## [REQUIREMENT]
Pick out every line in the data below that holds "code".

## [DATASET ROWS]
__________________________________________________
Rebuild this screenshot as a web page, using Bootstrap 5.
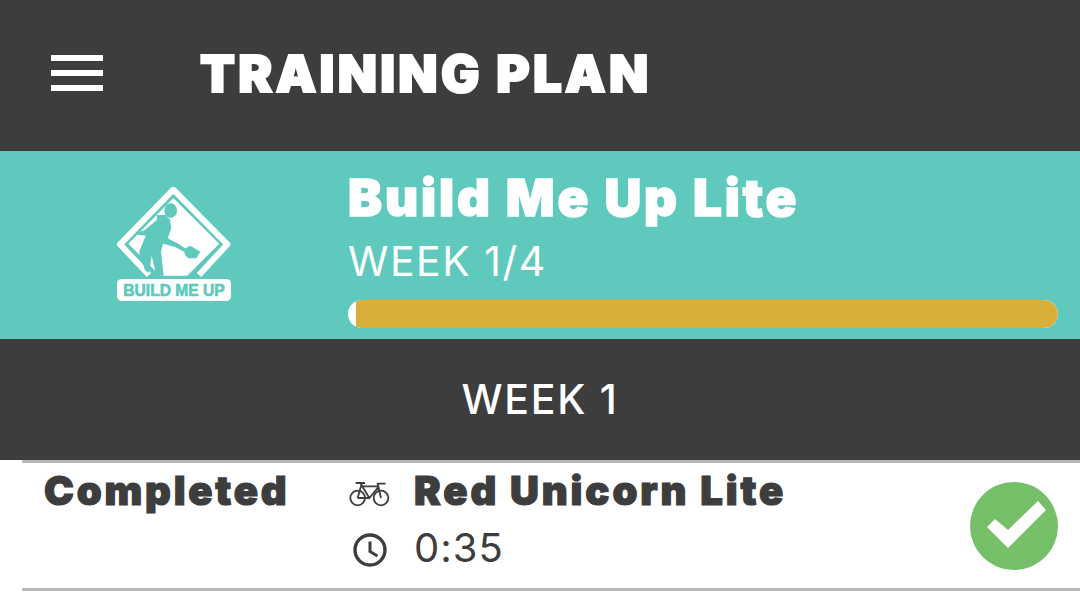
<!DOCTYPE html>
<html lang="en">

<head>
    <meta charset="UTF-8" />
    <meta name="viewport" content="width=device-width, initial-scale=1.0" />
    <title>Training Plan</title>
    <link href="https://cdn.jsdelivr.net/npm/bootstrap@5.3.3/dist/css/bootstrap.min.css" rel="stylesheet">
    <style>
        body {
            background: #fff;
            color: #3d3d3d;
            font-family: "Inter", "Liberation Sans", sans-serif;
            overflow: hidden;
        }

        .top-bar {
            height: 151px;
            background: #3d3d3d;
            padding: 0 0 6px 51px;
        }

        .menu-icon {
            width: 52px;
            margin-right: 97px;
            gap: 9px;
        }

        .menu-icon span {
            height: 6px;
            background: #fff;
        }

        .page-title {
            font-size: 51px;
            font-weight: 900;
            letter-spacing: 3.3px;
            line-height: 1;
            margin-top: 2px;
            -webkit-text-stroke: 2px #fff;
        }

        .plan-band {
            height: 188px;
            background: #5ec9bc;
        }

        .plan-logo {
            width: 348px;
            padding-left: 116px;
        }

        .plan-info {
            padding: 19px 22px 11px 0;
        }

        .plan-name {
            font-size: 51px;
            font-weight: 900;
            letter-spacing: 2.9px;
            line-height: 56px;
            -webkit-text-stroke: 1.5px #fff;
        }

        .plan-week {
            font-size: 41px;
            font-weight: 400;
            letter-spacing: 1.5px;
            line-height: 50px;
            margin-top: 10px;
        }

        .plan-progress {
            height: 28px;
            border-radius: 14px;
            background: #fff;
            margin-top: 14px;
        }

        .plan-progress .progress-bar {
            background: #d9af3b;
            border-radius: 0 14px 14px 0;
        }

        .week-bar {
            height: 121px;
            background: #3d3d3d;
            font-size: 41px;
            font-weight: 500;
            letter-spacing: 1.7px;
        }

        .workout-row {
            height: 131px;
            margin-left: 22px;
            border-top: 3px solid #b8b8b8;
            border-bottom: 3px solid #b8b8b8;
        }

        .workout-status {
            width: 326px;
            padding-left: 22px;
            font-size: 40px;
            font-weight: 900;
            letter-spacing: 2.8px;
            line-height: 56px;
            -webkit-text-stroke: 1.2px #3d3d3d;
        }

        .workout-info {
            font-size: 40px;
        }

        .info-line {
            height: 56px;
        }

        .info-icon {
            width: 66px;
            padding-left: 1px;
        }

        .clock-icon {
            padding-left: 5px;
        }

        .workout-name {
            font-weight: 900;
            letter-spacing: 2.9px;
            -webkit-text-stroke: 1.2px #3d3d3d;
        }

        .workout-time {
            letter-spacing: 1px;
            margin-top: 2px;
        }

        .done-mark {
            margin-right: 22px;
        }

        .done-mark svg {
            display: block;
        }
    </style>
</head>

<body>
    <header class="top-bar d-flex align-items-center text-white">
        <div class="menu-icon d-flex flex-column flex-shrink-0">
            <span class="d-block"></span>
            <span class="d-block"></span>
            <span class="d-block"></span>
        </div>
        <div class="page-title">TRAINING PLAN</div>
    </header>

    <section class="plan-band d-flex text-white">
        <div class="plan-logo flex-shrink-0 d-flex align-items-center">
            <svg width="116" height="116" viewBox="-27 -24 348 348">
                <!-- sign ring, open at the bottom -->
                <path fill="none" stroke="#fff" stroke-width="18" stroke-linejoin="round"
                    d="M72 240 L-15 148 L145 -16 L307 148 L222 240" />
                <!-- inner diamond -->
                <path fill="#fff" stroke="#fff" stroke-width="4" stroke-linejoin="round"
                    d="M145 12 L280 146 L186 240 L106 240 L13 146 Z" />
                <!-- worker -->
                <ellipse cx="137" cy="47" rx="19" ry="22" fill="#5ec9bc" />
                <path fill="#5ec9bc"
                    d="M95 60 L122 60 L135 74 L139 100 L128 130 L160 146 L186 164 L180 172 L150 156 L114 146 L108 170 L116 242 L94 242 L80 182 L72 234 L60 226 L42 172 L62 122 L28 118 L60 104 L80 88 L96 74 Z" />
                <path fill="#5ec9bc" d="M177 162 L196 152 L226 170 L214 190 L190 190 L180 180 Z" />
                <!-- label -->
                <rect x="-24" y="252" width="342" height="66" rx="14" fill="#fff" />
                <text transform="translate(147 303) scale(.9 1)" text-anchor="middle" fill="#5ec9bc"
                    font-family="Liberation Sans, sans-serif" font-size="52" font-weight="700" stroke="#5ec9bc"
                    stroke-width="2">BUILD ME UP</text>
            </svg>
        </div>
        <div class="plan-info flex-grow-1">
            <div class="plan-name">Build Me Up Lite</div>
            <div class="plan-week">WEEK 1/4</div>
            <div class="progress plan-progress">
                <div class="progress-bar ms-2 flex-grow-1"></div>
            </div>
        </div>
    </section>

    <section class="week-bar d-flex align-items-center justify-content-center text-white">WEEK 1</section>

    <div class="workout-row d-flex">
        <div class="workout-status flex-shrink-0">Completed</div>
        <div class="workout-info flex-grow-1">
            <div class="info-line d-flex align-items-center">
                <div class="info-icon">
                    <svg width="42" height="26" viewBox="12 9 126 78" fill="none" stroke="#3d3d3d" stroke-width="5.5">
                        <circle cx="38" cy="60" r="22" />
                        <circle cx="108" cy="60" r="22" />
                        <path d="M38 60 L50 17 M32 15 H60 M50 25 H102 M47 17 L73 60 L102 25 M38 60 H73 M108 60 L98 17 H122" />
                    </svg>
                </div>
                <div class="workout-name">Red Unicorn Lite</div>
            </div>
            <div class="info-line d-flex align-items-center">
                <div class="info-icon clock-icon">
                    <svg width="34" height="34" viewBox="0 0 34 34" fill="none" stroke="#3d3d3d">
                        <circle cx="17" cy="17" r="15" stroke-width="3.4" />
                        <path d="M17 8.5 V18.5 L24.5 23" stroke-width="3" />
                    </svg>
                </div>
                <div class="workout-time">0:35</div>
            </div>
        </div>
        <div class="done-mark align-self-center">
            <svg width="88" height="88" viewBox="0 0 88 88">
                <circle cx="44" cy="44" r="44" fill="#74bf68" />
                <path fill="#fff" d="M17 45 L25 37 L38 48 L68 19 L76 28 L38 66 Z" />
            </svg>
        </div>
    </div>

    <script src="https://cdn.jsdelivr.net/npm/bootstrap@5.3.3/dist/js/bootstrap.bundle.min.js"></script>
</body>

</html>
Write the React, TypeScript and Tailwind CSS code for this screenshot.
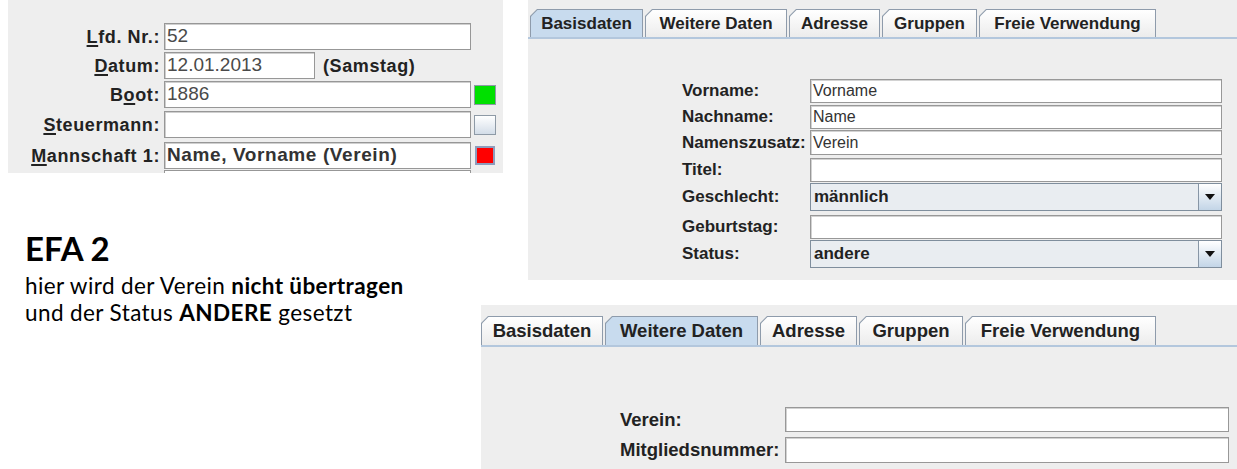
import React from "react";

const java = { fontFamily: '"Liberation Sans", Arial, sans-serif' };
const office = { fontFamily: 'Lato, "Open Sans", sans-serif' };

function U({ c }: { c: string }) {
  return <span className="underline underline-offset-[2px] decoration-[1.5px]">{c}</span>;
}

function Field1({ w, children, bold }: { w: string; children?: React.ReactNode; bold?: boolean }) {
  return (
    <div
      className={`${w} h-[27px] bg-white border border-[#979797] shadow-[inset_1px_1px_0_#cfcfcf] flex items-center pl-[2px] text-[19px] ${
        bold ? "font-bold text-[#333] tracking-[0.6px] text-[18px]" : "text-[#4a4a4a]"
      }`}
    >
      {children}
    </div>
  );
}

function Row1({ label, children }: { label: React.ReactNode; children: React.ReactNode }) {
  return (
    <div className="flex items-center h-[27px]">
      <div className="w-[152px] text-right font-bold text-[18px] tracking-[0.6px] text-[#222] whitespace-nowrap pt-[2px]">
        {label}
      </div>
      <div className="ml-[4px] flex items-center">{children}</div>
    </div>
  );
}

function Panel1() {
  return (
    <div className="ml-[8px] w-[495px] h-[173px] bg-[#eeeeee] overflow-hidden pt-[23px] shrink-0" style={java}>
      <div className="flex flex-col">
        <Row1 label={<><U c="L" />fd. Nr.:</>}>
          <Field1 w="w-[307px]">52</Field1>
        </Row1>
        <div className="mt-[2px]">
          <Row1 label={<><U c="D" />atum:</>}>
            <Field1 w="w-[151px]">12.01.2013</Field1>
            <span className="ml-[8px] font-bold text-[18px] tracking-[0.6px] text-[#222] pt-[2px]">(Samstag)</span>
          </Row1>
        </div>
        <div className="mt-[2px]">
          <Row1 label={<>B<U c="o" />ot:</>}>
            <Field1 w="w-[307px]">1886</Field1>
            <div className="ml-[3px] w-[22px] h-[20px] border border-[#8e9aa6] bg-[#00e000]" />
          </Row1>
        </div>
        <div className="mt-[3px]">
          <Row1 label={<><U c="S" />teuermann:</>}>
            <Field1 w="w-[307px]" />
            <div className="ml-[3px] w-[22px] h-[20px] border border-[#8e9aa6] bg-gradient-to-b from-[#ffffff] to-[#d3dde8]" />
          </Row1>
        </div>
        <div className="mt-[4px]">
          <Row1 label={<><U c="M" />annschaft 1:</>}>
            <Field1 w="w-[307px]" bold>
              Name, Vorname (Verein)
            </Field1>
            <div className="ml-[4px] w-[20px] h-[19px] border-2 border-[#8d9cbc] bg-[#ff0000]" />
          </Row1>
        </div>
        <div className="mt-[1px] ml-[156px] w-[307px] h-[27px] bg-white border border-[#979797]" />
      </div>
    </div>
  );
}

function Tab({ label, w, selected, size }: { label: string; w: string; selected?: boolean; size: string }) {
  return (
    <div
      className={`${w} h-full bg-[#8e9bab] pt-[1px] px-[1px]`}
      style={{ clipPath: "polygon(7px 0, 100% 0, 100% 100%, 0 100%, 0 7px)" }}
    >
      <div
        className={`h-full flex items-center justify-center font-bold ${size} text-[#222] ${
          selected ? "bg-[#c8dbee]" : "bg-gradient-to-b from-[#ffffff] to-[#ececec]"
        }`}
        style={{ clipPath: "polygon(6.5px 0, 100% 0, 100% 100%, 0 100%, 0 6.5px)" }}
      >
        {label}
      </div>
    </div>
  );
}

function Input2({ h, children }: { h: string; children?: React.ReactNode }) {
  return (
    <div className={`flex-1 ${h} bg-white border border-[#989898] shadow-[inset_1px_1px_0_#d2d2d2] flex items-center pl-[2px] text-[16px] text-[#333]`}>
      {children}
    </div>
  );
}

function Combo({ children }: { children: React.ReactNode }) {
  return (
    <div className="flex-1 h-[28px] border border-[#7f8e9d] bg-[#e9edf1] flex">
      <div className="flex-1 flex items-center pl-[3px] font-bold text-[17px] text-[#222]">{children}</div>
      <div className="w-[23px] border-l border-[#8796a6] bg-gradient-to-b from-[#ffffff] to-[#c3d5e7] flex items-center justify-center">
        <svg width="10" height="6" viewBox="0 0 10 6">
          <polygon points="0,0 10,0 5,6" fill="#111" />
        </svg>
      </div>
    </div>
  );
}

function Row2({ label, rh, children }: { label: string; rh: string; children: React.ReactNode }) {
  return (
    <div className={`flex items-start ${rh}`}>
      <div className="flex items-center w-full">
        <div className="w-[128px] font-bold text-[17px] text-[#222] whitespace-nowrap">{label}</div>
        {children}
      </div>
    </div>
  );
}

function Panel2() {
  return (
    <div className="ml-[25px] flex-1 h-[280px] bg-[#eeeeee] pt-[9px]" style={java}>
      <div className="flex gap-[2px] h-[28px] pl-[2px]">
        <Tab label="Basisdaten" w="w-[113px]" selected size="text-[17px]" />
        <Tab label="Weitere Daten" w="w-[142px]" size="text-[17px]" />
        <Tab label="Adresse" w="w-[91px]" size="text-[17px]" />
        <Tab label="Gruppen" w="w-[95px]" size="text-[17px]" />
        <Tab label="Freie Verwendung" w="w-[177px]" size="text-[17px]" />
      </div>
      <div className="h-[2px] bg-[#b3c7dd]" />
      <div className="pl-[154px] pr-[15px] pt-[39px] flex flex-col">
        <Row2 label="Vorname:" rh="h-[26px]">
          <Input2 h="h-[24px]">Vorname</Input2>
        </Row2>
        <Row2 label="Nachname:" rh="h-[26px]">
          <Input2 h="h-[24px]">Name</Input2>
        </Row2>
        <Row2 label="Namenszusatz:" rh="h-[27px]">
          <Input2 h="h-[25px]">Verein</Input2>
        </Row2>
        <Row2 label="Titel:" rh="h-[26px]">
          <Input2 h="h-[24px]" />
        </Row2>
        <Row2 label="Geschlecht:" rh="h-[31px]">
          <Combo>männlich</Combo>
        </Row2>
        <Row2 label="Geburtstag:" rh="h-[26px]">
          <Input2 h="h-[24px]" />
        </Row2>
        <Row2 label="Status:" rh="h-[28px]">
          <Combo>andere</Combo>
        </Row2>
      </div>
    </div>
  );
}

function Row3({ label, h, mt }: { label: string; h: string; mt?: string }) {
  return (
    <div className={`flex items-center ${mt ?? ""}`}>
      <div className="w-[165px] font-bold text-[18.5px] text-[#222] whitespace-nowrap">{label}</div>
      <div className={`flex-1 ${h} bg-white border border-[#989898] shadow-[inset_1px_1px_0_#d2d2d2]`} />
    </div>
  );
}

function Panel3() {
  return (
    <div className="flex-1 mt-[73px] h-[164px] bg-[#eeeeee] pt-[11px]" style={java}>
      <div className="flex gap-[2px] h-[29px]">
        <Tab label="Basisdaten" w="w-[122px]" size="text-[18.5px]" />
        <Tab label="Weitere Daten" w="w-[153px]" selected size="text-[18.5px]" />
        <Tab label="Adresse" w="w-[97px]" size="text-[18.5px]" />
        <Tab label="Gruppen" w="w-[104px]" size="text-[18.5px]" />
        <Tab label="Freie Verwendung" w="w-[191px]" size="text-[18.5px]" />
      </div>
      <div className="h-[2px] bg-[#b3c7dd]" />
      <div className="pl-[139px] pr-[8px] pt-[59px] flex flex-col">
        <Row3 label="Verein:" h="h-[25px]" />
        <Row3 label="Mitgliedsnummer:" h="h-[26px]" mt="mt-[2px]" />
      </div>
    </div>
  );
}

export default function App() {
  return (
    <div className="w-[1237px] h-[469px] bg-white overflow-hidden">
      <div className="flex items-start">
        <Panel1 />
        <Panel2 />
      </div>
      <div className="flex items-start mt-[-48px]">
        <div className="w-[481px] pl-[25px] text-black shrink-0" style={office}>
          <div className="font-bold text-[33px] leading-[32px]">EFA 2</div>
          <div className="text-[22.5px] tracking-[0.4px] leading-[27px] mt-[8px] whitespace-nowrap">
            hier wird der Verein <span className="font-bold">nicht übertragen</span>
          </div>
          <div className="text-[22.5px] tracking-[0.4px] leading-[27px] whitespace-nowrap">
            und der Status <span className="font-bold">ANDERE</span> gesetzt
          </div>
        </div>
        <Panel3 />
      </div>
    </div>
  );
}
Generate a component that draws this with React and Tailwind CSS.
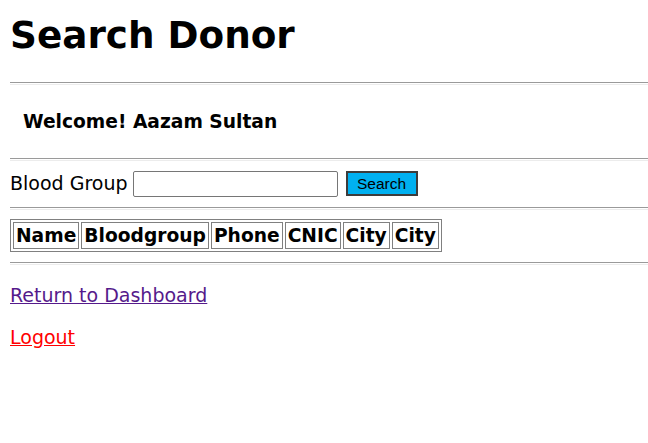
export default function App() {
  const cols = ['Name', 'Bloodgroup', 'Phone', 'CNIC', 'City', 'City']

  return (
    <div className="min-h-[443px] bg-white px-[10px] text-black font-['DejaVu_Sans',Verdana,sans-serif] text-[19px] leading-[22px] overflow-hidden">
      <h1 className="pt-[13px] text-[37.33px] leading-[44px] font-bold">Search Donor</h1>

      <div className="mt-[25px] -mr-[10px] h-[3px] border-t border-b border-t-[#9a9a9a] border-b-[#ececec]" />

      <h4 className="mt-[26px] pl-[13px] text-[18.67px] font-bold">Welcome! Aazam Sultan</h4>

      <div className="mt-[25px] -mr-[10px] h-[3px] border-t border-b border-t-[#9a9a9a] border-b-[#ececec]" />

      <form className="mt-[10px] flex items-start" onSubmit={(e) => e.preventDefault()}>
        <label className="block pt-[1px]">Blood Group</label>
        <input
          type="text"
          className="ml-[5px] h-[26px] w-[205px] rounded-[2px] border border-[#767676] bg-white px-[2px] outline-none"
        />
        <button
          type="submit"
          className="ml-[8px] h-[25px] w-[72px] border-2 border-[#3c3c3c] bg-[#00b0f0] font-['Liberation_Sans',Arial,sans-serif] text-[15.5px] leading-[21px]"
        >
          Search
        </button>
      </form>

      <div className="mt-[10px] -mr-[10px] h-[3px] border-t border-b border-t-[#9a9a9a] border-b-[#ececec]" />

      <table className="mt-[9px] border border-[#808080] border-separate border-spacing-[2px] text-[18.67px]">
        <thead>
          <tr>
            {cols.map((c, i) => (
              <th key={i} className="border border-[#808080] px-[2px] py-[1.5px] font-bold leading-[22px]">
                {c}
              </th>
            ))}
          </tr>
        </thead>
      </table>

      <div className="mt-[10px] -mr-[10px] h-[3px] border-t border-b border-t-[#9a9a9a] border-b-[#ececec]" />

      <div className="mt-[19px]">
        <a href="#" className="text-[#551a8b] underline">Return to Dashboard</a>
      </div>
      <div className="mt-[20px]">
        <a href="#" className="text-[#ff0000] underline">Logout</a>
      </div>
    </div>
  )
}
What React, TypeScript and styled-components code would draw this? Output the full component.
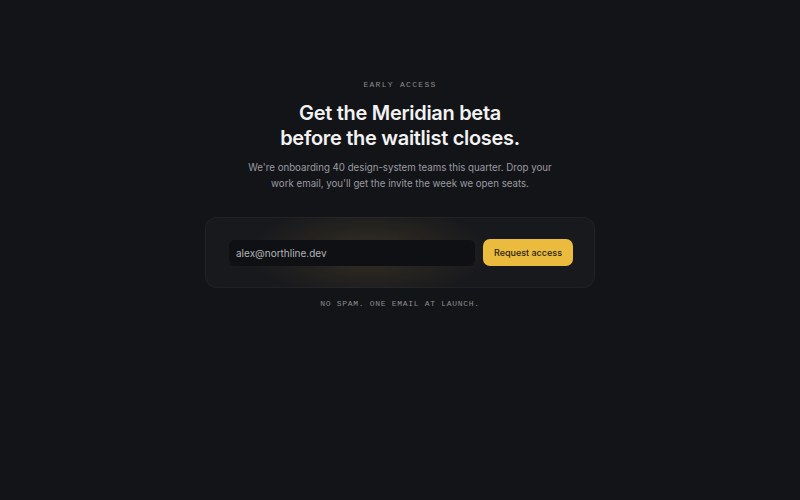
__________________________________________________
## [RESULT FOR THIS EXERCISE]
Write the React, TypeScript and Tailwind CSS code for this screenshot.
What React, TypeScript and styled-components code would draw this? Output the full component.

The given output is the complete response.